India give SA masterclass in how to win when it matters
That price was an anaemic total of of 191, a low hurdle that India hopped in 38 overs to win by eight wickets.
In the process, India burnished their reputation as a team who seize the moment and with it the trophy: they have won the World Cup, the Champions Trophy and the World T20 in the last 10 years.
South Africa confirmed that when the kitchen heats up they head for the garage: they have won one match in their last 19 trips to those three tournaments when elimination has loomed, and that game wasn’t a final.
AB de Villiers’ men seemed on course for a far more substantial score while Quinton de Kock and Hashim Amla were compiling their partnership of 76 — South Africa’s highest opening stand in the tournament and only their second of 50 or more for any wicket.
Drama didn’t seem imminent when Amla cut Ravichandran Ashwin into MS Dhoni’s gloves in the 18th over, and when De Kock reached a half-century it was noted that all five time he had made 50 in one-day internationals against India he had gone on to a century.
Not this time. De Kock scored 53 before swiping past a delivery from Ravindra Jadeja that nailed his off-stump.
Even so, at 116/2 and not quite halfway through their innings, South Africa seemed set to post a total that could compete with India’s potent batting order …
Five overs later, the madness struck.
At 12.24pm, Faf du Plessis nudged Jadeja to point and tried to take a single that wasn’t there for the taking, and even a full length dive by De Villiers couldn’t stop one of cricket’s most fleetfooted players from being run out.
That would have been a cruel blow to absorb for South Africa’s captain, who came into the tournament as the No. 1 ranked batsman in the format but scored only four runs from the five deliveries he faced in his first two innings.
He had a shot at redemption on Sunday, and he seemed determined to take it.
But it was stolen from him by poor judgement and, perhaps, fate.
At 12.29pm, Du Plessis cut Ravichandran Ashwin to short third man, set off on a run, changed his mind and returned to his crease, and looked up to see David Miller at the same end of the pitch.
The ball was duly delivered to the other end, and after much deliberation it was decided that Miller was the one to go.
In the space of those five minutes and the six deliveries they encompassed, South Africa’s hopes of staying alive in this tournament ebbed to a new low.
Their supporters will dispute that assertion considering how many times they have been shot in this movie before — every four years since 1992.
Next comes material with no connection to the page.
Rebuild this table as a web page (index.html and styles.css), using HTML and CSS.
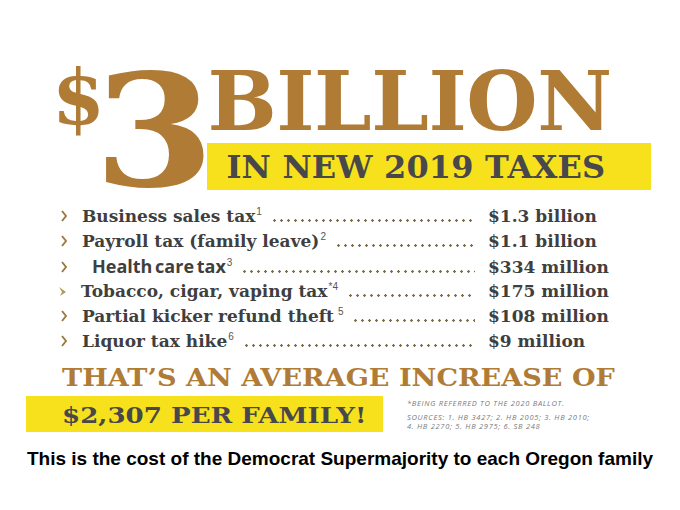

Du Plessis was their last hope of rewriting that sorry script, but he dragged Hardik Pandya onto his stumps four overs after Miller went.
Up in the dressingroom, De Villiers sat ashen-faced and holding a pen.
Might he have been composing his resignation from the captaincy or even his international retirement?
Or was he pondering the cruelty of finishing on the wrong end of the equation in all seven knockout matches in which he has batted?
Or that he was not required to bat in the only knockout match South Africa have won during his career – the 2015 World Cup quarter-final against Sri Lanka in Sydney?
Other players looked equally distraught; the sight of De Kock, his arm draped consolingly, even protectively, around Miller’s shoulder particularly poignant.
South Africa’s last eight wickets disappeared for 51 runs, all 10 for 115, and two of them in as many deliveries by Bhuv Kumar.
Imran Tahir survived, with a squirt to third man, the hattrick ball — which was accompanied by a rising roar of demand from an apparently exclusively India-supporting, sell-out crowd.
The innings was ended by, wouldn’t you know it, Tahir’s run out.
India’s reply was more a festival than a fight.
So much so that Tahir did not take his customary tear into the outfield when he had Shikhar Dhawan caught in the deep for 78 to end a second-wicket stand of 128.
Dhawan’s partner, Virat Kohli, finished with 76 not out.
Now, there’s a man who knows his way around the kitchen.